→ Set task:
Check each line for the string "styles", then give only how many lines have it.

→ Task data:
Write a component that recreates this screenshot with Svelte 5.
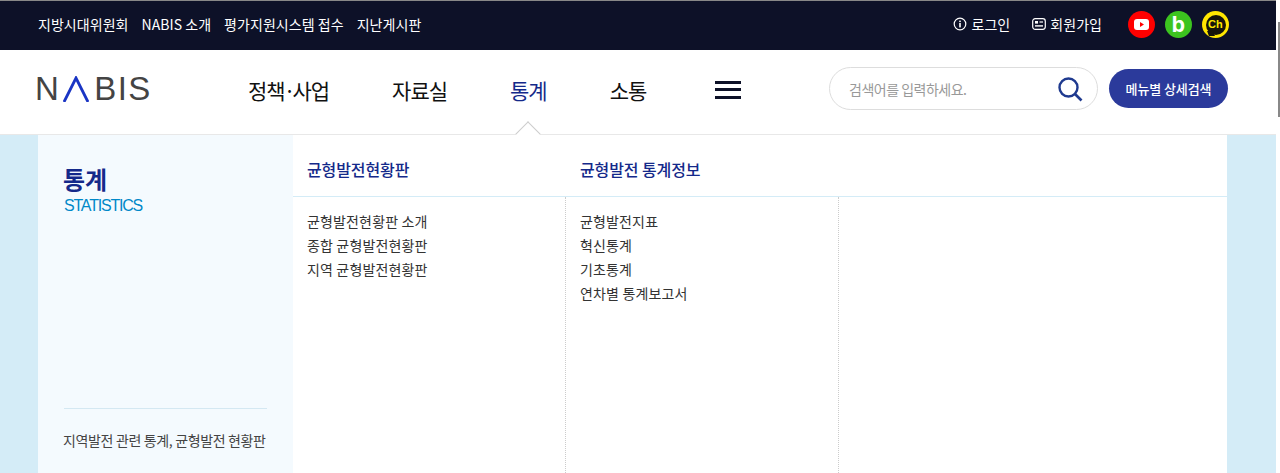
* * *
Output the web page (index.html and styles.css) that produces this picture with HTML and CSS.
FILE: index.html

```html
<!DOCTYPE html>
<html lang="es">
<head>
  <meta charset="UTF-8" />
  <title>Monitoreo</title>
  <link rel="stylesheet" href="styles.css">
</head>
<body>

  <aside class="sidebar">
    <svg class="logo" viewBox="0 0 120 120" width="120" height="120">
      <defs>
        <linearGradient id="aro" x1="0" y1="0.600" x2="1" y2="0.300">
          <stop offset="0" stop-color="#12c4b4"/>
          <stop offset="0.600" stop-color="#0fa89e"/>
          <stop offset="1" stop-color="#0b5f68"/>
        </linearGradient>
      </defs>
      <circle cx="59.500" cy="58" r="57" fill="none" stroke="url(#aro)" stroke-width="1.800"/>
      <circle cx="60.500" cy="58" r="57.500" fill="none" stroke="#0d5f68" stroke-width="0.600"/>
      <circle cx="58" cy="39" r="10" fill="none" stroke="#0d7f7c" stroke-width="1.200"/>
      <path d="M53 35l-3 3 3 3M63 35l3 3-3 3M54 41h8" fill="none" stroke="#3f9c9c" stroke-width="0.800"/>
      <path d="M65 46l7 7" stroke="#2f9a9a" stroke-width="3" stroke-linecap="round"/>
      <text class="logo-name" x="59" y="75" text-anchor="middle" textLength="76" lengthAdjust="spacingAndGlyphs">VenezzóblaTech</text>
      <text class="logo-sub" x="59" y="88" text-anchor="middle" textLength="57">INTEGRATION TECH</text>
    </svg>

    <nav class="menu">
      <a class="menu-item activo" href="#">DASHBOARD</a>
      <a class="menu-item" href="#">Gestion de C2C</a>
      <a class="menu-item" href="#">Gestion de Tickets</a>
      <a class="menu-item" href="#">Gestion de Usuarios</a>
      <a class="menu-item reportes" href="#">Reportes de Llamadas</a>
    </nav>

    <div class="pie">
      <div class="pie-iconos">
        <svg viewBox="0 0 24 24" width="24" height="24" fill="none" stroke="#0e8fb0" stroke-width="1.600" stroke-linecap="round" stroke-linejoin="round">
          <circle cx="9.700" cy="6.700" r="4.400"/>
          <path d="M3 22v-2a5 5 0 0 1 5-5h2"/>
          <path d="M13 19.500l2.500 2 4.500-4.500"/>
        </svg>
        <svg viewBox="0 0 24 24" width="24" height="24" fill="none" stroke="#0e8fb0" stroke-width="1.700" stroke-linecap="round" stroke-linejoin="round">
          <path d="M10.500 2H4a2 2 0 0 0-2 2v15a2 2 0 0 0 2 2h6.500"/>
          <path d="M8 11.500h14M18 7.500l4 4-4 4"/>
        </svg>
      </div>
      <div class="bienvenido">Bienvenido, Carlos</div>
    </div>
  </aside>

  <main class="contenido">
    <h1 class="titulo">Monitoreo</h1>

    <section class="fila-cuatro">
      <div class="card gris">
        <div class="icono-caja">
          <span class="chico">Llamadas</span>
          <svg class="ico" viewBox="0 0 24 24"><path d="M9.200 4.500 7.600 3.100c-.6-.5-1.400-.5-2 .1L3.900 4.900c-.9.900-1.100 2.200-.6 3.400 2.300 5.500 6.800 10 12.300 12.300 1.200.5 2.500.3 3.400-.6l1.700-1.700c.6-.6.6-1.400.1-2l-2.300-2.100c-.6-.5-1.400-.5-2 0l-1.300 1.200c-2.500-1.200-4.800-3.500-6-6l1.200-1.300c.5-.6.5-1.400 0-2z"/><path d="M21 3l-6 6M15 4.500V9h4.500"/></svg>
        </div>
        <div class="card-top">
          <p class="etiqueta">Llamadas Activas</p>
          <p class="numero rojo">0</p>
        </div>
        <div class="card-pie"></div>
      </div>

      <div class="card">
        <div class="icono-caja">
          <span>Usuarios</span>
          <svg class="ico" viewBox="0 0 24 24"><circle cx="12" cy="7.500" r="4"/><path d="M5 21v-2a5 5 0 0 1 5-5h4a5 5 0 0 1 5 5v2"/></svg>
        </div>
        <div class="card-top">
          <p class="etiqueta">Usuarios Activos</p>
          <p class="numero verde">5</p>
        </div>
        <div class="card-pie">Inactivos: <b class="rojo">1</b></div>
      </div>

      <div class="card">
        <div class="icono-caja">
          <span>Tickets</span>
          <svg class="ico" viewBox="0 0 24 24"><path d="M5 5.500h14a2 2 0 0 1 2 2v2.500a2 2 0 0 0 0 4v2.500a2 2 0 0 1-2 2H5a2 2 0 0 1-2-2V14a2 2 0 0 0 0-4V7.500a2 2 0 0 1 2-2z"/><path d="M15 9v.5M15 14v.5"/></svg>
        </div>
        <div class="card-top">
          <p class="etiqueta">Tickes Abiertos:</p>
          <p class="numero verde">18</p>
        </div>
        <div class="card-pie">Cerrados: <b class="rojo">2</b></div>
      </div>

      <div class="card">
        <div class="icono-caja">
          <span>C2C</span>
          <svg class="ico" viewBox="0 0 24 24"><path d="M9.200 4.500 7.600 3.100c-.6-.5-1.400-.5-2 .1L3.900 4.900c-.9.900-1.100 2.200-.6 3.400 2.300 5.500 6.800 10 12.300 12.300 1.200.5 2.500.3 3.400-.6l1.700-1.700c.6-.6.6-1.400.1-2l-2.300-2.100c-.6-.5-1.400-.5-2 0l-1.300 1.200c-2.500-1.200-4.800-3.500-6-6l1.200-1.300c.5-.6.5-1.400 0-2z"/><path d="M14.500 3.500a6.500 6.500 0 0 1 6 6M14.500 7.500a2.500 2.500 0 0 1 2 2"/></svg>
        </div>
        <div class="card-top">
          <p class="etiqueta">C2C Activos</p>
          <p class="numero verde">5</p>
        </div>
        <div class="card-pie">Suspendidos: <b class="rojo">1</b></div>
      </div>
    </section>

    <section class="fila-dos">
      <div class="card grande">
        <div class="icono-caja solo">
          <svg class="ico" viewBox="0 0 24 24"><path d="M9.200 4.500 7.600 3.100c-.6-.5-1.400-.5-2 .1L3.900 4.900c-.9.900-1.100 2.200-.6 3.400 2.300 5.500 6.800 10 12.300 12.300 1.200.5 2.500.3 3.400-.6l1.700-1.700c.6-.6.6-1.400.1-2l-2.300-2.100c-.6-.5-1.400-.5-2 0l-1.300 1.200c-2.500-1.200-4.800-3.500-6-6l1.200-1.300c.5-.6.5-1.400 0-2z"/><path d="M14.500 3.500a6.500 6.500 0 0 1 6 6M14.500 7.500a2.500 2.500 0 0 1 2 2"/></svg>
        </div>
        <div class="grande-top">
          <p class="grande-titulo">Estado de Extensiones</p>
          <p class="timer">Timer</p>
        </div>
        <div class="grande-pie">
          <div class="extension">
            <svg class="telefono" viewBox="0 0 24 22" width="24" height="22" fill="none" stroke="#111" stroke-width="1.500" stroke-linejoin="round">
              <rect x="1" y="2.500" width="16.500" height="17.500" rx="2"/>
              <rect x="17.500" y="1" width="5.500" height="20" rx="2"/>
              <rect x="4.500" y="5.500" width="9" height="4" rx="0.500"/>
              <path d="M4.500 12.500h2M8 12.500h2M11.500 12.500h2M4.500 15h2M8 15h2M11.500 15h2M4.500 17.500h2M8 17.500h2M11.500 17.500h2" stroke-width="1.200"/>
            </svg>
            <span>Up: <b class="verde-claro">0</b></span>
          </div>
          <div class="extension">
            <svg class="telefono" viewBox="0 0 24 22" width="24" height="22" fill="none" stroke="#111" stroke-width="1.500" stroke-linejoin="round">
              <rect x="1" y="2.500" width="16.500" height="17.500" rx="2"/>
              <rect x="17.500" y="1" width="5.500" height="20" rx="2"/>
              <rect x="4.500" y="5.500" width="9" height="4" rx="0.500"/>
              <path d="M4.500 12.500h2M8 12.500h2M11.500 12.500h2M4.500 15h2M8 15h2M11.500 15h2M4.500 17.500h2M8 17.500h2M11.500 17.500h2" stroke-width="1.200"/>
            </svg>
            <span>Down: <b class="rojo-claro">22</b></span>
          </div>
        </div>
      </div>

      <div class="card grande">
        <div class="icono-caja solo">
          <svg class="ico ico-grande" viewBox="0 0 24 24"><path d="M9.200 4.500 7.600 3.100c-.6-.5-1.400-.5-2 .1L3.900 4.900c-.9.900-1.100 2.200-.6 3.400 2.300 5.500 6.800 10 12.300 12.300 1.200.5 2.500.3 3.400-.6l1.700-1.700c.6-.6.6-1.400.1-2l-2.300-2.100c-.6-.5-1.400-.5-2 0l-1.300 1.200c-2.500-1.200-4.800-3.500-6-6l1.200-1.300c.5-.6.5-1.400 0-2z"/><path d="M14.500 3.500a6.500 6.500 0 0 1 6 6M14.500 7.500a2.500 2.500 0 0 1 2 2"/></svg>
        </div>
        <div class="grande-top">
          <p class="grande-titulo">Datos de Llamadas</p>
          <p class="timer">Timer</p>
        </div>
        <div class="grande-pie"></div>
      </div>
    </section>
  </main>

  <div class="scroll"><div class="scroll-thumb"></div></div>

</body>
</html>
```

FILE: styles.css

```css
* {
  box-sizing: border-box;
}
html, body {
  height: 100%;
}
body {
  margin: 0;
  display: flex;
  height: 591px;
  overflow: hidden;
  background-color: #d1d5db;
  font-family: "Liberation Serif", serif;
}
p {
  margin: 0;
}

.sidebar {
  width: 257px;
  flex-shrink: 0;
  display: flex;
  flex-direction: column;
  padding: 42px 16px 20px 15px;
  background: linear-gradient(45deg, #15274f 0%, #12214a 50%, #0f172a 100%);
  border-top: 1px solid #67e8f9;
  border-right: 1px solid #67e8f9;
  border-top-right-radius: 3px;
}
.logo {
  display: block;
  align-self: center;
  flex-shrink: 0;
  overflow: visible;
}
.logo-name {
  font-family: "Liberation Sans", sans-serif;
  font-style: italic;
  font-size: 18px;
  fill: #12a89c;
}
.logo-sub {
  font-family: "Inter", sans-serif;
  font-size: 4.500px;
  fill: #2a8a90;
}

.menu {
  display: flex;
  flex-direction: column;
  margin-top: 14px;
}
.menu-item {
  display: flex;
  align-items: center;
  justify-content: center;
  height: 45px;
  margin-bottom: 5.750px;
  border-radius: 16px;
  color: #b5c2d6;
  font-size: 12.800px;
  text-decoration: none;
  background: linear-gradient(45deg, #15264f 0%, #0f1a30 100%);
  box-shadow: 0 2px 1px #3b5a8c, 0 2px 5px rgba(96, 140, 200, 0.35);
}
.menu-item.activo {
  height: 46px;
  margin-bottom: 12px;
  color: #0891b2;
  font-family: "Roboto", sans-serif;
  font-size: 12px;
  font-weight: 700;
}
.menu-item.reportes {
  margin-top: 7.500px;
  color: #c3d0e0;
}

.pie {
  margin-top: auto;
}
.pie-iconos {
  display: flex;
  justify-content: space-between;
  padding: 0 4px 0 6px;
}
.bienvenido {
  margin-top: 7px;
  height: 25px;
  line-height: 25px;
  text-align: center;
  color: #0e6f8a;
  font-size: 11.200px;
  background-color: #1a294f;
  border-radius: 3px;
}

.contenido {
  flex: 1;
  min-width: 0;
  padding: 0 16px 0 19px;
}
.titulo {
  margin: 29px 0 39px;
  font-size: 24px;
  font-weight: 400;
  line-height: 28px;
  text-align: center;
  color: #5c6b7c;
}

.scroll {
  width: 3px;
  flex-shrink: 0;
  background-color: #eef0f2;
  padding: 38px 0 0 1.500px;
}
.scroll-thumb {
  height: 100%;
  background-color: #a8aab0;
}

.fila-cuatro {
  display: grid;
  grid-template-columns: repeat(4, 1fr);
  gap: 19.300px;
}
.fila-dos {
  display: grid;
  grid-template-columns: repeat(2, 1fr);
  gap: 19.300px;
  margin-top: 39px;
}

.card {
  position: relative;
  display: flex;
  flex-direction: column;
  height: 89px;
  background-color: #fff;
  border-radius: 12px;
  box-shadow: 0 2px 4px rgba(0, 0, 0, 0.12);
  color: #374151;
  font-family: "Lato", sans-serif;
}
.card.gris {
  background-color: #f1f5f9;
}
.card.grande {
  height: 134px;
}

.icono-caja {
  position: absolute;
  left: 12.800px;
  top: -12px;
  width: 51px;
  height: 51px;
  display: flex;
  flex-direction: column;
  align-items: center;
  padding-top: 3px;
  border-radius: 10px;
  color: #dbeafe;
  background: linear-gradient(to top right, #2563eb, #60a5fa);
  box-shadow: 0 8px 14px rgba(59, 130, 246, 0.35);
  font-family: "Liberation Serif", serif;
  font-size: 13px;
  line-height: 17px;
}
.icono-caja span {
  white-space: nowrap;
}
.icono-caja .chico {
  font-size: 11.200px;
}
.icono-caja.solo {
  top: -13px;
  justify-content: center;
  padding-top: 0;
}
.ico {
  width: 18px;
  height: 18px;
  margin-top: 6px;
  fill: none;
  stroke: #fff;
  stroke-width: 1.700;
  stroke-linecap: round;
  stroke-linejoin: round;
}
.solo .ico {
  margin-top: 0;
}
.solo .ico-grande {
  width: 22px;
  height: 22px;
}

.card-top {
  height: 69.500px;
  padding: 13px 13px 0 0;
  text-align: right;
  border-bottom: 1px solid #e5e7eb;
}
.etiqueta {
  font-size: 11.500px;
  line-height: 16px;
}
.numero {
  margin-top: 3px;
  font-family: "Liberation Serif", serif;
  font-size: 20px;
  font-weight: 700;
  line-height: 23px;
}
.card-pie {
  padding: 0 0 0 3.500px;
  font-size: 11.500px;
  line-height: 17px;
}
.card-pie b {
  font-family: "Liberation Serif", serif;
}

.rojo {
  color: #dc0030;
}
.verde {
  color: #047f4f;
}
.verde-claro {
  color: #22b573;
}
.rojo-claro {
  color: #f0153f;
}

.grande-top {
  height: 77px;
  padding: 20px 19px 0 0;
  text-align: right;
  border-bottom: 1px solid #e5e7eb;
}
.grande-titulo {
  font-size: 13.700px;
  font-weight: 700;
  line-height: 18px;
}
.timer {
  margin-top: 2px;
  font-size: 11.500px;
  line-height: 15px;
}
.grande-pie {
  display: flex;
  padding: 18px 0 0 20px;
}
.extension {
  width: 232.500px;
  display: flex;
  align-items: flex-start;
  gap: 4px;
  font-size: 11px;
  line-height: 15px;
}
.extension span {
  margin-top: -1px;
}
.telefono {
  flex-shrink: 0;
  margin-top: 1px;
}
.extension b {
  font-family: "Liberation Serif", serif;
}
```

→ Complete answer:
3